5 Centimetres Per Second is an hour long. Normally, films that are that length are direct to DVD horror/action flicks that didn’t have the budget to make it longer, but this film is different. The story is told through three segments, each presenting a different snapshot of a life. There are three characters that 5 Centimetres Per Second focuses on, with two being the main characters, and one being the focus of the second segment only. It’s very hard to write this review without giving anything away, as the best way to go into it is completely in the dark about what is coming.
All you really need to know is, 5 Centimetres Per Second is utterly brilliant. It’s a masterpiece, a work of beautiful art, a film that will leave more impact in an hour than 90% of Hollywood films do in two. I cannot emphasise enough that you should see this film. Read on if you like, but everything you need to know is in this first paragraph. See it, see it, see it.
This plot of 5 Centimetres Per Seconds is going to be a short one, because the film has key pot points which serve as the only real plot points, which means revealing more than a couple means a high risk of spoilers, something that is very bad in this case. The film revolves around a boy named Takaki (David Matranga) and a girl named Akari (Hilary Haag), and their life with each other, and apart. They meet in school, and become close friends. However, a series of troubles and problems prevent from really seeing each other and gently start to drift apart. I cannot reveal any more than that, because half of the film would be spoiled. Instead of focusing on the details of 5 Centimetres Per Second, let’s just say it’s one of the most finely crafted stories in an anime I have ever seen.
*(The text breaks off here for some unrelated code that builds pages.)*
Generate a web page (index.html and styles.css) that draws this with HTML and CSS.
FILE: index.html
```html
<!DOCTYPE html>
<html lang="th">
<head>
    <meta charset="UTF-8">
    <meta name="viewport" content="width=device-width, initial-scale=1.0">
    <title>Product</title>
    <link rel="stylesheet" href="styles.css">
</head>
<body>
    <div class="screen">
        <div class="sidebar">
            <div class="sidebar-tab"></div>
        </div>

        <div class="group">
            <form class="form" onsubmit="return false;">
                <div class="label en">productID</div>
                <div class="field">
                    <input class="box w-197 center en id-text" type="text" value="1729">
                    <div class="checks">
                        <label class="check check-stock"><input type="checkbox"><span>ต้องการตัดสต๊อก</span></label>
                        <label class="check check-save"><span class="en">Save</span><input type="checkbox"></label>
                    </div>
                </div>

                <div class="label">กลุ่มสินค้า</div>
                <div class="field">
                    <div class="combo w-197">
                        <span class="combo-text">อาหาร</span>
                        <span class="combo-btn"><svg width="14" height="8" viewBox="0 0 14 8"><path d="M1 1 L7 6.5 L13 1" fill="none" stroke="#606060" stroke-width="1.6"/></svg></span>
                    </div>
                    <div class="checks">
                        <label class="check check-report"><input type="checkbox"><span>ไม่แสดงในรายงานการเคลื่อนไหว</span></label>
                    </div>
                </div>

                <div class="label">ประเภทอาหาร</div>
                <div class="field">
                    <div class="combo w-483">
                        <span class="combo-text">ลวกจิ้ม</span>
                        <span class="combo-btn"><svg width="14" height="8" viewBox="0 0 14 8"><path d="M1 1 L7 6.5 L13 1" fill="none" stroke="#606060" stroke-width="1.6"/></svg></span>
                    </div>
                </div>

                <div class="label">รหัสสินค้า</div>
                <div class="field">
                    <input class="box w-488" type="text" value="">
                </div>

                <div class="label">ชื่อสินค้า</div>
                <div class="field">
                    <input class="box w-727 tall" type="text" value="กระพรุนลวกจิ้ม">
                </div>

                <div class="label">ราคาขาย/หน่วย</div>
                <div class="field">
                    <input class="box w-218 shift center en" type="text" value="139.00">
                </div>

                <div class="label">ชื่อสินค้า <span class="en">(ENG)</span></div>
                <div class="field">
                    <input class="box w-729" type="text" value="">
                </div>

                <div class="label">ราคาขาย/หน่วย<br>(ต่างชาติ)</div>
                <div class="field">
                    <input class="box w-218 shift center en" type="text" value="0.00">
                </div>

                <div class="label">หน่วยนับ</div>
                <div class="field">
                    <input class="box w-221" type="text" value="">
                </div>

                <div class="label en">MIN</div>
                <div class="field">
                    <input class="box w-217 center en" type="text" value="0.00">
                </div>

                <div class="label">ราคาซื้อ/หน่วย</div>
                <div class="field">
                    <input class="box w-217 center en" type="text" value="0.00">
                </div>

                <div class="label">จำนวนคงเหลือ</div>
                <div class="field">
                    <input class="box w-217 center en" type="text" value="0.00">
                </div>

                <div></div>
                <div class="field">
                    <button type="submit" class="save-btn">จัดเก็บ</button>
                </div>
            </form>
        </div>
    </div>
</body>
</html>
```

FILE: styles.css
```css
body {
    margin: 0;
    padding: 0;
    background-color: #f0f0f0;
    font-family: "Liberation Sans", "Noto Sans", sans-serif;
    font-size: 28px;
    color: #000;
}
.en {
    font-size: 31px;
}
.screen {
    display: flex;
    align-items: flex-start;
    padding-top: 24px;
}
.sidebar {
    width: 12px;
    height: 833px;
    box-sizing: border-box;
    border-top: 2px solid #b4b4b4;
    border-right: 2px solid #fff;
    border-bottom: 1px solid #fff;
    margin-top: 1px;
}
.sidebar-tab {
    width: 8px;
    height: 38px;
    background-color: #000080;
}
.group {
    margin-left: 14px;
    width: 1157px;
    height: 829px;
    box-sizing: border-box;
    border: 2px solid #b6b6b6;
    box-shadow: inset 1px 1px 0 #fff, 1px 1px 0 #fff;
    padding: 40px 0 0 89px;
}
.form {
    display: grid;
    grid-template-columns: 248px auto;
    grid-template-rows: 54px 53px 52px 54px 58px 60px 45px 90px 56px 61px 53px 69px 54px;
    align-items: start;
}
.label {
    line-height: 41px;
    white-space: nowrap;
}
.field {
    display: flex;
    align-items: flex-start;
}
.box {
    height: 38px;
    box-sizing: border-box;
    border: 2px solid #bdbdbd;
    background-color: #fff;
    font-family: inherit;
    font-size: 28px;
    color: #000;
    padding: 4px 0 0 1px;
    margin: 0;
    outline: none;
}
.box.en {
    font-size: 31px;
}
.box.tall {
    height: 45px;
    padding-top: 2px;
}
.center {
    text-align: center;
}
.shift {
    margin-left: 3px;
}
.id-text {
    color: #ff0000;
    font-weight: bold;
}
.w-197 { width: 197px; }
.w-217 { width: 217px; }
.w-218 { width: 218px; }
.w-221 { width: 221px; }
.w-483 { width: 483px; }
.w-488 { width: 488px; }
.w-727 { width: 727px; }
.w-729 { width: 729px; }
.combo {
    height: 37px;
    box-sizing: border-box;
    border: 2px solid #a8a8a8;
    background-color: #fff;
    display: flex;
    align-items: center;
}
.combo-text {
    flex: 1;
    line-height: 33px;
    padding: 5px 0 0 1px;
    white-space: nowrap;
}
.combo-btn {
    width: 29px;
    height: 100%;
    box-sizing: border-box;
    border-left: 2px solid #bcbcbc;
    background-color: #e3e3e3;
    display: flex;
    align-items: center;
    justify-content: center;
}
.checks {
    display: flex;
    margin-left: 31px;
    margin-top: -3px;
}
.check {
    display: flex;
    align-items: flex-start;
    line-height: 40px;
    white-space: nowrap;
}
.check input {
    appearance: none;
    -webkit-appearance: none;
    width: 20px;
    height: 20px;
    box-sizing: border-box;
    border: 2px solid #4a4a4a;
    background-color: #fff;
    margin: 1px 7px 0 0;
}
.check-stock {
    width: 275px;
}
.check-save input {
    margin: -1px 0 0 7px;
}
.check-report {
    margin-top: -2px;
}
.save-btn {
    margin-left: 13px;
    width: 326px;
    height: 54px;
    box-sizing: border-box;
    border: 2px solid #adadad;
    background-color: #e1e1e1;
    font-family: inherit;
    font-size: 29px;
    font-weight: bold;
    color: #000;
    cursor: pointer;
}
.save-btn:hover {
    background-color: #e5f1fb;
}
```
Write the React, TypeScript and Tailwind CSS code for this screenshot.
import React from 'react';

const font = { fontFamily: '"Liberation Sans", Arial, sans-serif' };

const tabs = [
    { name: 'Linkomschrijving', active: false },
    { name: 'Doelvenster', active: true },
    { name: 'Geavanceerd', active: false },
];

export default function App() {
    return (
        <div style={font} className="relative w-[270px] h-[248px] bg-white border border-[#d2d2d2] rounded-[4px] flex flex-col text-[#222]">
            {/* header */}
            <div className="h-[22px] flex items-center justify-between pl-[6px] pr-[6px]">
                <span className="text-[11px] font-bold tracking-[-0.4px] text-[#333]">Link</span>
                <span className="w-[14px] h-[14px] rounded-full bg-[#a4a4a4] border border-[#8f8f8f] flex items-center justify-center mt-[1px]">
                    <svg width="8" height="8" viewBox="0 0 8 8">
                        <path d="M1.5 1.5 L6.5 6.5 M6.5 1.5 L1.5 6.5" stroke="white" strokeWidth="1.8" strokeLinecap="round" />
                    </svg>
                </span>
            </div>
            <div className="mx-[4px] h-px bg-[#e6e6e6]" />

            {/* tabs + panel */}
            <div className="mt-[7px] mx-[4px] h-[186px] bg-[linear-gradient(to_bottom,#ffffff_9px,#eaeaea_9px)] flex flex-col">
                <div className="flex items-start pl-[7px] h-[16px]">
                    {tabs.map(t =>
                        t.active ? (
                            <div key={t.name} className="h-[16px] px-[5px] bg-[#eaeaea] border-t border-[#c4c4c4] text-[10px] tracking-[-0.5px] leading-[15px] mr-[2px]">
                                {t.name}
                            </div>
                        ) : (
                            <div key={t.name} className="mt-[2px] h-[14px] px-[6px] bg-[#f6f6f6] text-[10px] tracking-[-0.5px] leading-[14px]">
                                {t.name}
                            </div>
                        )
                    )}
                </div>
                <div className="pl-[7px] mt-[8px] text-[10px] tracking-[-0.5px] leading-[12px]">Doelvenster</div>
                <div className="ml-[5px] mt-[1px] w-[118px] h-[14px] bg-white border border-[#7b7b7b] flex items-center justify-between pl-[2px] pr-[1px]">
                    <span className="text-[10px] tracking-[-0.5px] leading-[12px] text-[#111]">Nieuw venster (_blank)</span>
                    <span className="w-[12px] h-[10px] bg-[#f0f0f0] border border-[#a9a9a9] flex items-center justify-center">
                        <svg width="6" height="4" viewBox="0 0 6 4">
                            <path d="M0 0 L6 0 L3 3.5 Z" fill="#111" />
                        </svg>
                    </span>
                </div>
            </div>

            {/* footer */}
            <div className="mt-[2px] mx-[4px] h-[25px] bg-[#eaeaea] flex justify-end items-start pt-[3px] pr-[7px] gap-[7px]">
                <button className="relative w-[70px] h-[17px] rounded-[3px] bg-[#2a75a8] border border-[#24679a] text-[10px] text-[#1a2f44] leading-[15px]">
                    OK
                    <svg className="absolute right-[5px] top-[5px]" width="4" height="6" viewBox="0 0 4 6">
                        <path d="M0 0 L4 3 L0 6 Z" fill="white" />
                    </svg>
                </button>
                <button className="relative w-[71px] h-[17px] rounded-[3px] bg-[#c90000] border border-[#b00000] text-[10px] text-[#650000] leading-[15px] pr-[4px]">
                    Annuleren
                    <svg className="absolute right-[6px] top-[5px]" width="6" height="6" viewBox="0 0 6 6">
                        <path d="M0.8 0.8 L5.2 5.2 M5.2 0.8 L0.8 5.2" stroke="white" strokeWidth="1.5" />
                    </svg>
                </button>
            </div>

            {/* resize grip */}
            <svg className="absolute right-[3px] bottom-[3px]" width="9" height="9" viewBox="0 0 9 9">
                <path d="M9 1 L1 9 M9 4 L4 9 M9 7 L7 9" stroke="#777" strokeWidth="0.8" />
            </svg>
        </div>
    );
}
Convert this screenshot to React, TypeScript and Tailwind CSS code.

The characters in 5 Centimetres Per Second are not just 3-dimensional, more like 6-dimensional. The way we see their pain, grief, excitement, happiness, sadness, and every detail of their emotions makes this one of the finest examples of characterisation in an animated feature, or just a film in general. And yes, it’s impossible not to compare this with Miyazaki’s films, as this seems to be protocol for any anime that’s a romance story. The fact is, you can’t compare it to Miyazaki. It’s an utterly different type of film. Miyazaki makes films geared towards children, or are at least children-friendly or based around children. Sure, Princess Mononoke (which is his most violent and darkest film) is not exactly Toy Story, but children can still enjoy it. The same cannot be said for this film. It’s a story which, while not unsuitable for children, is very subtle and reserved, despite it’s 60 minute running time.
The animation of 5 Centimetres Per Second is simply stunning. Some of the best non-CGI animation ever. It’s a great achievement when all throughout the film I was thinking that every single shot (and I’m not exaggerating when I say every shot) could be the poster and it would be perfect. It hasn’t got any big set pieces, but every shot is perfectly framed, coloured, and drawn. The music, voice acting (although it is very patchy in the English dub), sound effects, and editing are all masterful in a way that I haven’t seen in a long time.
5 Centimetres Per Second may not be everyone’s favourite film, but it’s certainly mine. The direction, animation, and everything you can think of are expertly pulled off here. It’s the kind of film that makes you glad to be alive. Not so much for the story, but just to able to witness this incredible film. It left me in a state of sadness, happiness, and everything in between more than any film has in a long while.